BEGIN Available data

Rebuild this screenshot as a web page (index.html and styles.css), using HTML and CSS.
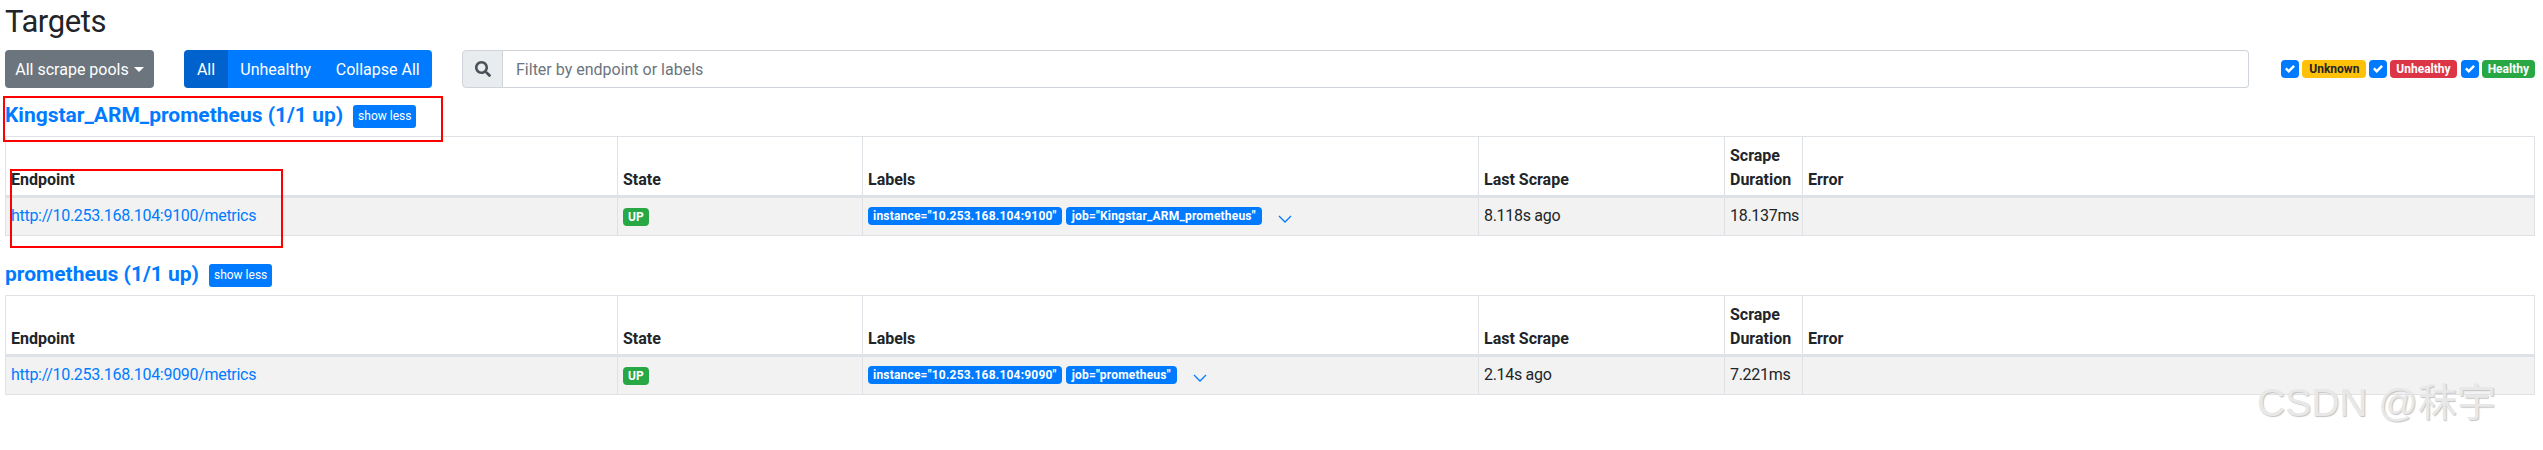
FILE: index.html
```html
<!DOCTYPE html>
<html lang="en">
<head>
<meta charset="utf-8">
<title>Targets</title>
<link rel="stylesheet" href="styles.css">
</head>
<body>
<main class="page">
  <h1 class="title">Targets</h1>
  <div class="toolbar">
    <button class="btn btn-grey">All scrape pools<span class="caret"></span></button>
    <div class="btn-group">
      <button class="btn btn-blue btn-active">All</button>
      <button class="btn btn-blue">Unhealthy</button>
      <button class="btn btn-blue">Collapse All</button>
    </div>
    <div class="search">
      <span class="search-icon">
        <svg width="16" height="16" viewBox="0 0 512 512"><path fill="#495057" d="M505 442.700L405.300 343c-4.500-4.500-10.600-7-17-7H372c27.600-35.300 44-79.700 44-128C416 93.100 322.900 0 208 0S0 93.100 0 208s93.100 208 208 208c48.300 0 92.700-16.400 128-44v16.300c0 6.400 2.500 12.500 7 17l99.700 99.700c9.400 9.400 24.600 9.400 33.900 0l28.300-28.300c9.400-9.400 9.400-24.600.1-34zM208 336c-70.700 0-128-57.200-128-128 0-70.700 57.200-128 128-128 70.700 0 128 57.200 128 128 0 70.700-57.200 128-128 128z"/></svg>
      </span>
      <input class="search-input" type="text" placeholder="Filter by endpoint or labels">
    </div>
    <div class="filters">
      <span class="check"><svg width="10" height="10" viewBox="0 0 8 8"><path fill="#fff" d="M6.564.750l-3.590 3.612-1.538-1.550L0 4.260l2.974 2.990L8 2.193z"/></svg></span>
      <span class="pill pill-yellow">Unknown</span>
      <span class="check"><svg width="10" height="10" viewBox="0 0 8 8"><path fill="#fff" d="M6.564.750l-3.590 3.612-1.538-1.550L0 4.260l2.974 2.990L8 2.193z"/></svg></span>
      <span class="pill pill-red">Unhealthy</span>
      <span class="check"><svg width="10" height="10" viewBox="0 0 8 8"><path fill="#fff" d="M6.564.750l-3.590 3.612-1.538-1.550L0 4.260l2.974 2.990L8 2.193z"/></svg></span>
      <span class="pill pill-green">Healthy</span>
    </div>
  </div>

  <section class="pool pool-first">
    <div class="pool-head">
      <a class="pool-link" href="#a">Kingstar_ARM_prometheus (1/1 up)</a>
      <button class="show-less">show less</button>
    </div>
    <table class="targets">
      <colgroup><col class="c-end"><col class="c-state"><col class="c-labels"><col class="c-last"><col class="c-dur"><col></colgroup>
      <thead><tr><th>Endpoint</th><th>State</th><th>Labels</th><th>Last Scrape</th><th>Scrape Duration</th><th>Error</th></tr></thead>
      <tbody><tr>
        <td><a class="ep" href="#a">http://10.253.168.104:9100/metrics</a></td>
        <td><span class="pill pill-green up">UP</span></td>
        <td><div class="labels"><span class="pill pill-blue">instance="10.253.168.104:9100"</span><span class="pill pill-blue pill-job">job="Kingstar_ARM_prometheus"</span><svg class="chev" width="14" height="8" viewBox="0 0 14 8"><path d="M1 1l6 6 6-6" fill="none" stroke="#007bff" stroke-width="1.300"/></svg></div></td>
        <td>8.118s ago</td><td>18.137ms</td><td></td>
      </tr></tbody>
    </table>
  </section>

  <section class="pool">
    <div class="pool-head">
      <a class="pool-link" href="#b">prometheus (1/1 up)</a>
      <button class="show-less">show less</button>
    </div>
    <table class="targets">
      <colgroup><col class="c-end"><col class="c-state"><col class="c-labels"><col class="c-last"><col class="c-dur"><col></colgroup>
      <thead><tr><th>Endpoint</th><th>State</th><th>Labels</th><th>Last Scrape</th><th>Scrape Duration</th><th>Error</th></tr></thead>
      <tbody><tr>
        <td><a class="ep" href="#b">http://10.253.168.104:9090/metrics</a></td>
        <td><span class="pill pill-green up">UP</span></td>
        <td><div class="labels"><span class="pill pill-blue">instance="10.253.168.104:9090"</span><span class="pill pill-blue pill-job">job="prometheus"</span><svg class="chev" width="14" height="8" viewBox="0 0 14 8"><path d="M1 1l6 6 6-6" fill="none" stroke="#007bff" stroke-width="1.300"/></svg></div></td>
        <td>2.14s ago</td><td>7.221ms</td><td></td>
      </tr></tbody>
    </table>
  </section>
</main>
<div class="mark mark-pool"></div>
<div class="mark mark-endpoint"></div>
<div class="watermark">CSDN @秣宇</div>
</body>
</html>
```
FILE: styles.css
```css
* { box-sizing: border-box; }
html, body { margin: 0; background: #fff; }
body {
  position: relative;
  height: 450px;
  overflow: hidden;
  font-family: Roboto, "Noto Sans", "Liberation Sans", sans-serif;
  font-size: 16px;
  line-height: 24px;
  color: #212529;
}
.page { padding: 0 8px 0 5px; }
.title { margin: 0; height: 50px; font-size: 31px; line-height: 44px; font-weight: 400; letter-spacing: -0.4px; }
.toolbar { display: flex; align-items: center; height: 38px; }
.btn { height: 38px; border: 0; padding: 2px 13px 0; font: inherit; color: #fff; border-radius: 4px; }
.btn-grey { background: #6c757d; width: 149px; padding: 2px 0 0; }
.caret {
  display: inline-block; margin-left: 5px; vertical-align: 3px;
  border-top: 5px solid #fff; border-left: 5px solid transparent; border-right: 5px solid transparent;
}
.btn-group { display: flex; width: 248px; margin-left: 30px; border-radius: 4px; overflow: hidden; }
.btn-blue { flex: 1 1 auto; background: #007bff; border-radius: 0; padding: 2px 12px 0; }
.btn-active { flex: none; width: 44px; padding: 2px 0 0; background: #0062cc; }
.search { display: flex; margin-left: 30px; width: 1787px; height: 38px; }
.search-icon {
  display: flex; align-items: center; justify-content: center; flex: none; width: 41px;
  background: #e9ecef; border: 1px solid #ced4da; border-radius: 4px 0 0 4px;
}
.search-input {
  flex: 1; min-width: 0; border: 1px solid #ced4da; border-left: 0; border-radius: 0 4px 4px 0;
  padding: 2px 13px 0; font: inherit; color: #495057; outline: 0;
}
.search-input::placeholder { color: #6c757d; opacity: 1; }
.filters { display: flex; align-items: center; margin-left: auto; }
.check {
  display: flex; align-items: center; justify-content: center;
  width: 18px; height: 18px; background: #007bff; border-radius: 4px; margin-right: 3px;
}
.pill {
  display: inline-block; height: 18px; padding: 0 6px; border-radius: 4px;
  font-size: 12px; font-weight: 700; line-height: 18px; white-space: nowrap; letter-spacing: 0;
}
.pill-yellow { background: #ffc107; color: #212529; margin-right: 3px; padding: 0 7px; }
.pill-red { background: #dc3545; color: #fff; margin-right: 4px; }
.pill-green { background: #28a745; color: #fff; }
.pill-blue { background: #007bff; color: #fff; padding: 0 5px; letter-spacing: .2px; }
.pill-job { padding: 0 6px; }
.up { padding: 0 5px; }
.pool-first { margin-top: 8px; }
.pool + .pool { margin-top: 19px; }
.pool-head { display: flex; align-items: center; height: 40px; padding-bottom: 3px; }
.pool-link { font-size: 21px; font-weight: 700; color: #007bff; text-decoration: none; }
.show-less {
  height: 23px; margin: 3px 0 0 10px; padding: 0 5px; border: 0; border-radius: 3px;
  background: #007bff; color: #fff; font: inherit; font-size: 12px; line-height: 23px;
}
.targets { width: 100%; table-layout: fixed; border-collapse: collapse; border: 1px solid #dee2e6; }
.c-end { width: 612px; }
.c-state { width: 245px; }
.c-labels { width: 616px; }
.c-last { width: 246px; }
.c-dur { width: 78px; }
.targets th, .targets td { border: 1px solid #dee2e6; padding: 7px 5px 3px; text-align: left; vertical-align: bottom; }
.targets th { font-weight: 700; border-bottom-width: 3px; }
.targets td { height: 39px; vertical-align: middle; background: #f2f2f2; padding-top: 3px; padding-bottom: 5px; letter-spacing: -0.3px; }
.ep { color: #007bff; text-decoration: none; }
.labels { display: flex; align-items: center; gap: 4px; }
.chev { margin-left: 12px; margin-top: 6px; }
.mark { position: absolute; border: 2px solid #f00; }
.mark-pool { left: 3px; top: 96px; width: 440px; height: 46px; }
.mark-endpoint { left: 10px; top: 169px; width: 273px; height: 79px; }
.watermark {
  position: absolute; left: 2257px; top: 375px; white-space: nowrap;
  font-family: "Liberation Sans", "Noto Sans CJK SC", sans-serif; font-size: 39px; line-height: 56px;
  color: #e8e8e8; text-shadow: 1px 1px 1px #c4c4c4;
}
```
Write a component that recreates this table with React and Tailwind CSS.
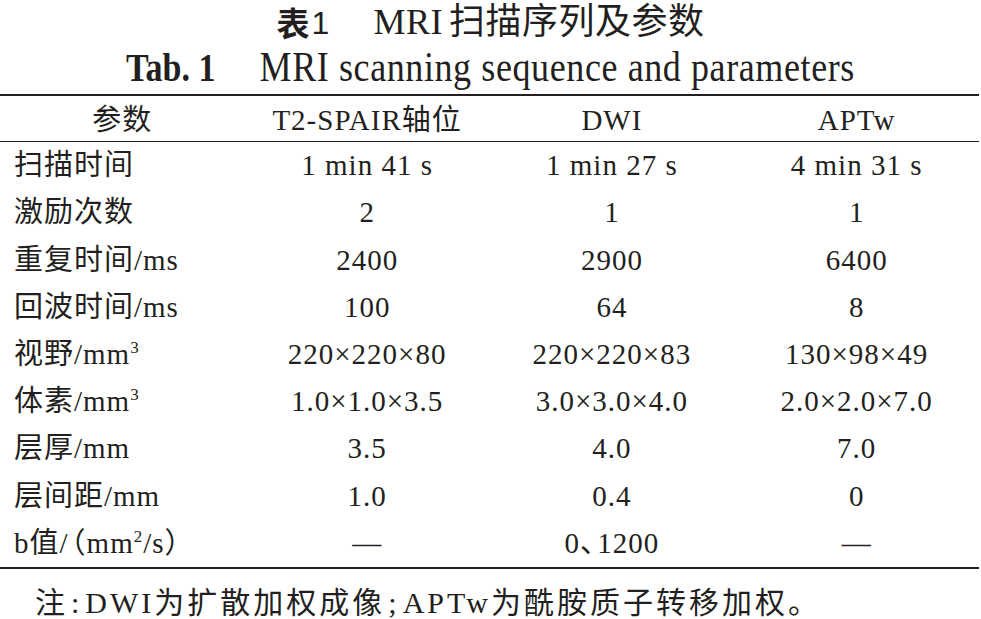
const rows = [
  { label: "扫描时间", values: ["1 min 41 s", "1 min 27 s", "4 min 31 s"] },
  { label: "激励次数", values: ["2", "1", "1"] },
  { label: "重复时间/ms", values: ["2400", "2900", "6400"] },
  { label: "回波时间/ms", values: ["100", "64", "8"] },
  { label: "视野/mm", sup: "3", values: ["220×220×80", "220×220×83", "130×98×49"] },
  { label: "体素/mm", sup: "3", values: ["1.0×1.0×3.5", "3.0×3.0×4.0", "2.0×2.0×7.0"] },
  { label: "层厚/mm", values: ["3.5", "4.0", "7.0"] },
  { label: "层间距/mm", values: ["1.0", "0.4", "0"] },
  {
    label: "b值/",
    paren: true,
    sup: "2",
    tail: "/s）",
    values: [
      "—",
      <>
        0<span className="-mr-[13px]">、</span>1200
      </>,
      "—",
    ],
  },
];

export default function App() {
  return (
    <div className="w-[981px] h-[619px] bg-white text-[#231f20] font-['Liberation_Serif','Noto_Sans_CJK_SC',serif] overflow-hidden">
      {/* captions */}
      <div className="h-[44px] pt-[2px] flex items-center justify-center text-[36px] leading-[1.2]">
        <span className="font-bold font-['Noto_Sans_CJK_SC',sans-serif] text-[33px]">表</span>
        <span className="font-['Liberation_Sans',sans-serif] text-[32px] ml-[2px]">1</span>
        <span className="ml-[44px] tracking-[0.5px]">MRI</span>
        <span className="ml-[6px] tracking-[0.5px]">扫描序列及参数</span>
      </div>
      <div className="h-[48px] flex items-center justify-center text-[36px] leading-[1.2] scale-y-[1.15]">
        <span className="font-bold text-[34px]">Tab. 1</span>
        <span className="ml-[44px] tracking-[0.6px]">MRI scanning sequence and parameters</span>
      </div>

      {/* table */}
      <div className="mt-[2px] border-t-[2.5px] border-b-[2.5px] border-[#231f20] w-[979px]">
        <div className="grid grid-cols-4 h-[46px] items-center pt-[3px] text-[29px] leading-[1.2] border-b-[1.5px] border-[#231f20] text-center tracking-[1px]">
          <div>参数</div>
          <div>T2-SPAIR轴位</div>
          <div>DWI</div>
          <div>APTw</div>
        </div>
        {rows.map((r) => (
          <div key={r.label} className="grid grid-cols-4 h-[47.2px] items-center text-[29px] leading-[1.2] tracking-[1px]">
            <div className="pl-[14px] whitespace-nowrap">
              {r.label}
              {r.paren && <span className="-ml-[12px]">（</span>}
              {r.paren && "mm"}
              {r.sup && <sup className="text-[17px] -top-[11px]">{r.sup}</sup>}
              {r.tail}
            </div>
            {r.values.map((v, i) => (
              <div key={i} className="text-center whitespace-nowrap">
                {v}
              </div>
            ))}
          </div>
        ))}
      </div>

      <div className="pl-[35px] pt-[16px] text-[30px] leading-[1.2] tracking-[3px] whitespace-nowrap">
        注<span className="mx-[3px]">:</span>DWI为扩散加权成像<span className="mx-[3px]">;</span>APTw为酰胺质子转移加权。
      </div>
    </div>
  );
}
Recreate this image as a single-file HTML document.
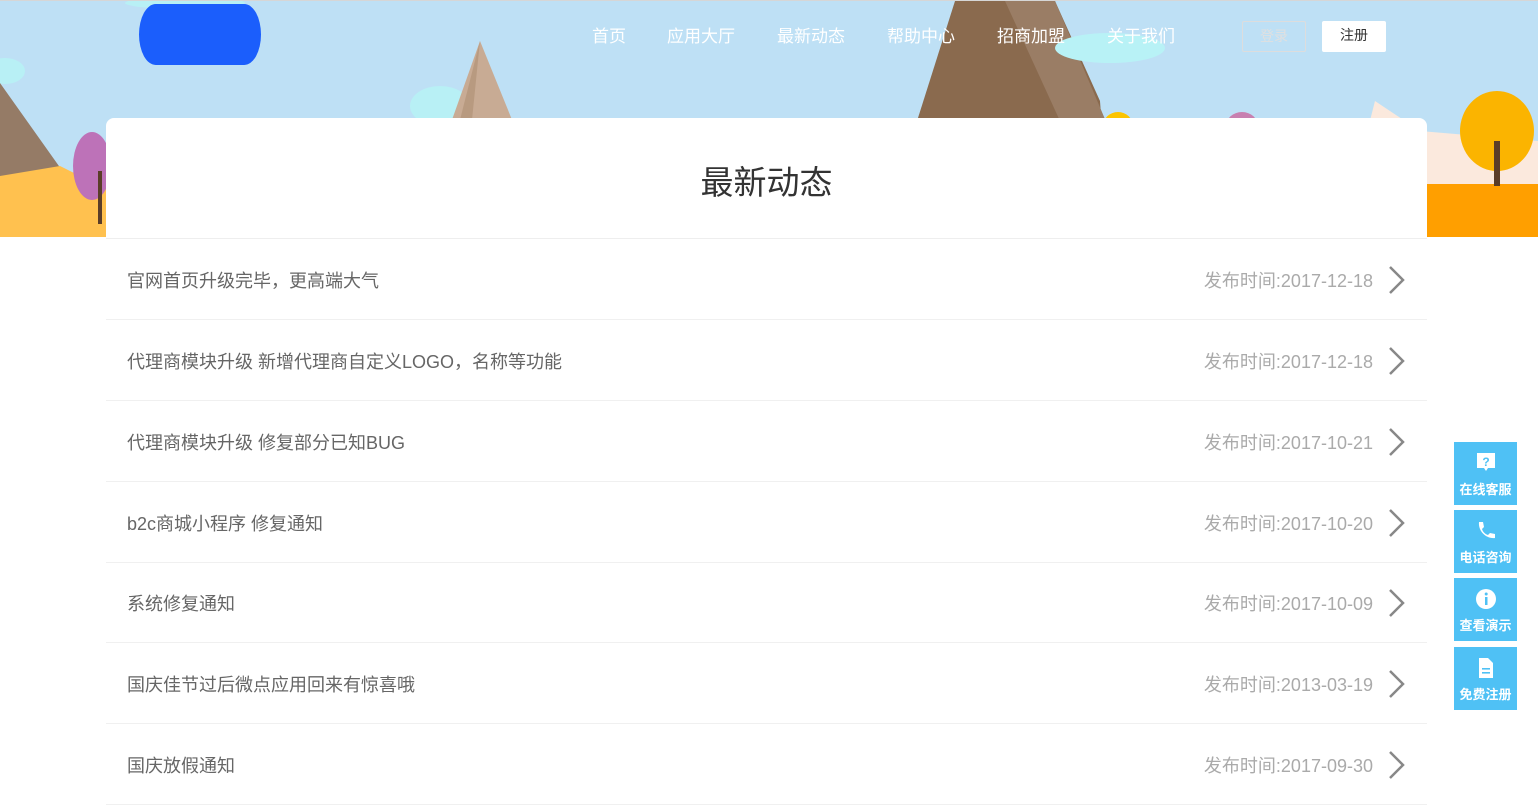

END Available data

Copy every line of the listing where the word "table" appears.

    <table class="targets">
    </table>
    <table class="targets">
    </table>
.targets { width: 100%; table-layout: fixed; border-collapse: collapse; border: 1px solid #dee2e6; }
Write a component that recreates this table with React and Tailwind CSS.
      {/* table */}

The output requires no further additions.